SHOULD JEWS LEAVE EUROPE? — PART TWO

Last week, I wrote about a young Jewish couple in Sweden confronting anti-Semitism. Sara and Michael were shaken by the February shooting outside a synagogue in Copenhagen, Denmark, close to their Swedish home. Michael likens their feelings to those of frogs cooked in a pot of water. Lukewarm water slowly comes to a boil.

The shooting left Sara wondering if the next time she went to synagogue, there would be a massacre. She had thought that she and Michael could live as Jews in Sweden. When they have children, they could send them to Jewish camps. Now she wonders whether they can go to synagogue or Jewish activities without encountering someone with a weapon.

Michael has experienced a gradual rise of discomfort. No one has said anything anti-Semitic to him, but “I don’t walk around outside with a kippah (skullcap). He cites a Swedish TV reporter, not Jewish, who wore a kippah in Malmö’s city center. A hidden camera revealed severe harassment—before the shooting. “We could stay in Sweden and live in a nice neighborhood with like-minded, highly educated people. We could put our kids in a nice school where the risk of being bullied for being Jewish would be low. But I’m more scared about not being able to go to services at Rosh Hashanah and Yom Kippur or any place Jews gather without fearing being killed.”
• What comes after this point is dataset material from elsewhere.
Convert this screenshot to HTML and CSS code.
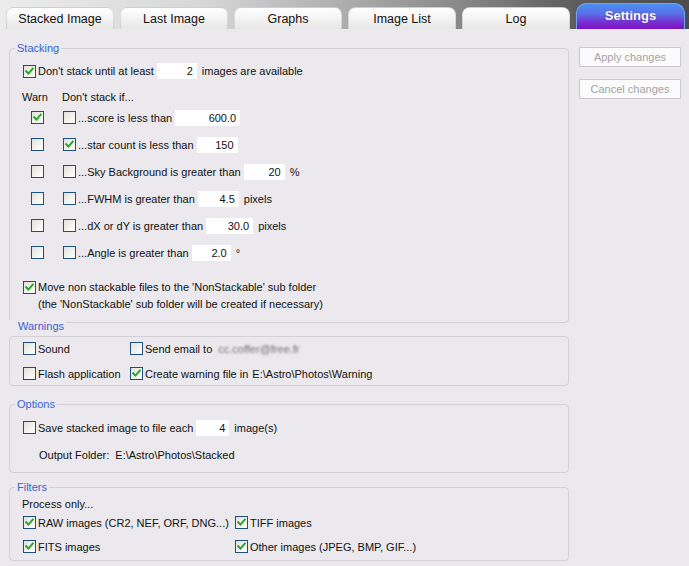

Sara worries that if she and Michael don’t feel safe going to synagogue, then “even if we could still have a Jewish identity, it doesn’t feel like our kids would still be Jewish or our grandchildren. If you can’t wear a Star of David or anything, you’d have to keep secret from everyone. It would be such a traumatic thing. That’s not the Judaism I want my children to grow up with.”

Daily, the couple discusses leaving Sweden for the United States. That would mean leaving their families behind. Michael is an only child. “His parents couldn’t handle that,” says Sara. She’d also have to chart a new career path. It would be hard to find a job. Her parents, now divorced, each considers the possibility of leaving—her mother to South America and her father to Israel. Michael’s career is transferable to the U.S., but it might take five or six hard years before he could resume his professional career at its current level.

Being human, Michael and Sara find that the shock of last February’s shooting is wearing off a bit. “It’s hard to forecast Sweden’s future,” Michael says. Will it get better? “Probably not, but you never know.” Sara agonizes over what will happen if they stay. Can they still live a Jewish life? If they have children, can they live with the decision to stay if things become worse? “It would be so much easier for our children if we left now instead of waiting until it’s too late and we’re all stressed.”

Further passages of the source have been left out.